— Exercise objective —
All the data must come back unchanged, except that pictures are left out.

— Given information —
===============

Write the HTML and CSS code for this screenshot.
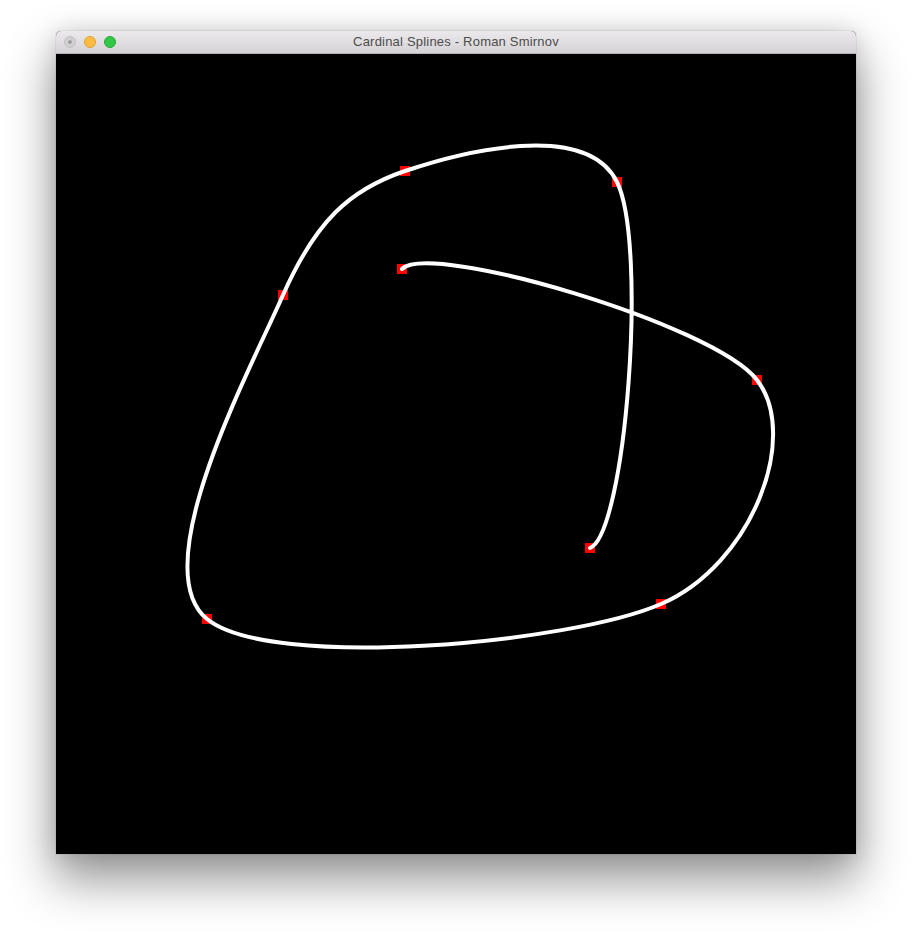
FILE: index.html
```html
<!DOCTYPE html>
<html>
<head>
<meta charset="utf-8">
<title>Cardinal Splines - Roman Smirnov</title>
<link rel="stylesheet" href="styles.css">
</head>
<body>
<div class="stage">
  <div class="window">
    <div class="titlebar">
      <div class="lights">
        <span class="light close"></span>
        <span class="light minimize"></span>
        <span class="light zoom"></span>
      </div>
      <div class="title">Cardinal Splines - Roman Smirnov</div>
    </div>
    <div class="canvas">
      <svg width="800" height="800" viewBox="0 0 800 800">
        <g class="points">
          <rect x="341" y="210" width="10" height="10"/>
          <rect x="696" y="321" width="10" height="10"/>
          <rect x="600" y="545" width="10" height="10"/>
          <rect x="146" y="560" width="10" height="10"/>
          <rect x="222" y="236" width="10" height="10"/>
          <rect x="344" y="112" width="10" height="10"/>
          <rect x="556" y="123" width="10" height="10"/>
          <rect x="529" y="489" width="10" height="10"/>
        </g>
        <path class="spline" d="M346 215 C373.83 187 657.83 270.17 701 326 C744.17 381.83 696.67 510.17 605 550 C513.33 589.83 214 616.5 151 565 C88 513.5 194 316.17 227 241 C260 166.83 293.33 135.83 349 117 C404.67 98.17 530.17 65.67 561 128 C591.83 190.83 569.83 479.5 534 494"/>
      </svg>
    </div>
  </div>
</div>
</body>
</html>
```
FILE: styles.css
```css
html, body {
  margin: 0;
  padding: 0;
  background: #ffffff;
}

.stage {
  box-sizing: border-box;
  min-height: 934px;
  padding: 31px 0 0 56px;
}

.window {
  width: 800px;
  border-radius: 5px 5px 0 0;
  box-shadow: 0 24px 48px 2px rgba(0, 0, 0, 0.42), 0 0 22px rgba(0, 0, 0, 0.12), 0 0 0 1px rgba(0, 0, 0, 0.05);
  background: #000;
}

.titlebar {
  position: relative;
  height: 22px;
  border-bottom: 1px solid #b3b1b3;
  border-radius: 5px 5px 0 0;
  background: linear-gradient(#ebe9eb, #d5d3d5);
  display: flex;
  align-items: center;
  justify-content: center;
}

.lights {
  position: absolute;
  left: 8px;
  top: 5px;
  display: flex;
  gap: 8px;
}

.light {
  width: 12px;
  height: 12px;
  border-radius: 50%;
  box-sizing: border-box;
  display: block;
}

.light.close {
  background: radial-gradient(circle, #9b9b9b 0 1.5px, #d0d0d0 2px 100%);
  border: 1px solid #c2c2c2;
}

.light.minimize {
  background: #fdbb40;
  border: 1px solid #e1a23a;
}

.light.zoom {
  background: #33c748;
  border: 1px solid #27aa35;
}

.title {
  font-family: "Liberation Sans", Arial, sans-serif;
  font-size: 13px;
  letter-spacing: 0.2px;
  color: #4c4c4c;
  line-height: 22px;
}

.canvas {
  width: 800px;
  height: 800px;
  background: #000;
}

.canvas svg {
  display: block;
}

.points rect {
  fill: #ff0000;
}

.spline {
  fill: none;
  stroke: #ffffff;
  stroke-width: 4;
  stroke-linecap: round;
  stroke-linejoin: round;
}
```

===============

— The answer —
Write the HTML and CSS code for this screenshot.
FILE: index.html
```html
<!DOCTYPE html>
<html>
<head>
<meta charset="utf-8">
<title>Cardinal Splines - Roman Smirnov</title>
<link rel="stylesheet" href="styles.css">
</head>
<body>
<div class="stage">
  <div class="window">
    <div class="titlebar">
      <div class="lights">
        <span class="light close"></span>
        <span class="light minimize"></span>
        <span class="light zoom"></span>
      </div>
      <div class="title">Cardinal Splines - Roman Smirnov</div>
    </div>
    <div class="canvas">
      <svg width="800" height="800" viewBox="0 0 800 800">
        <g class="points">
          <rect x="341" y="210" width="10" height="10"/>
          <rect x="696" y="321" width="10" height="10"/>
          <rect x="600" y="545" width="10" height="10"/>
          <rect x="146" y="560" width="10" height="10"/>
          <rect x="222" y="236" width="10" height="10"/>
          <rect x="344" y="112" width="10" height="10"/>
          <rect x="556" y="123" width="10" height="10"/>
          <rect x="529" y="489" width="10" height="10"/>
        </g>
        <path class="spline" d="M346 215 C373.83 187 657.83 270.17 701 326 C744.17 381.83 696.67 510.17 605 550 C513.33 589.83 214 616.5 151 565 C88 513.5 194 316.17 227 241 C260 166.83 293.33 135.83 349 117 C404.67 98.17 530.17 65.67 561 128 C591.83 190.83 569.83 479.5 534 494"/>
      </svg>
    </div>
  </div>
</div>
</body>
</html>
```
FILE: styles.css
```css
html, body {
  margin: 0;
  padding: 0;
  background: #ffffff;
}

.stage {
  box-sizing: border-box;
  min-height: 934px;
  padding: 31px 0 0 56px;
}

.window {
  width: 800px;
  border-radius: 5px 5px 0 0;
  box-shadow: 0 24px 48px 2px rgba(0, 0, 0, 0.42), 0 0 22px rgba(0, 0, 0, 0.12), 0 0 0 1px rgba(0, 0, 0, 0.05);
  background: #000;
}

.titlebar {
  position: relative;
  height: 22px;
  border-bottom: 1px solid #b3b1b3;
  border-radius: 5px 5px 0 0;
  background: linear-gradient(#ebe9eb, #d5d3d5);
  display: flex;
  align-items: center;
  justify-content: center;
}

.lights {
  position: absolute;
  left: 8px;
  top: 5px;
  display: flex;
  gap: 8px;
}

.light {
  width: 12px;
  height: 12px;
  border-radius: 50%;
  box-sizing: border-box;
  display: block;
}

.light.close {
  background: radial-gradient(circle, #9b9b9b 0 1.5px, #d0d0d0 2px 100%);
  border: 1px solid #c2c2c2;
}

.light.minimize {
  background: #fdbb40;
  border: 1px solid #e1a23a;
}

.light.zoom {
  background: #33c748;
  border: 1px solid #27aa35;
}

.title {
  font-family: "Liberation Sans", Arial, sans-serif;
  font-size: 13px;
  letter-spacing: 0.2px;
  color: #4c4c4c;
  line-height: 22px;
}

.canvas {
  width: 800px;
  height: 800px;
  background: #000;
}

.canvas svg {
  display: block;
}

.points rect {
  fill: #ff0000;
}

.spline {
  fill: none;
  stroke: #ffffff;
  stroke-width: 4;
  stroke-linecap: round;
  stroke-linejoin: round;
}
```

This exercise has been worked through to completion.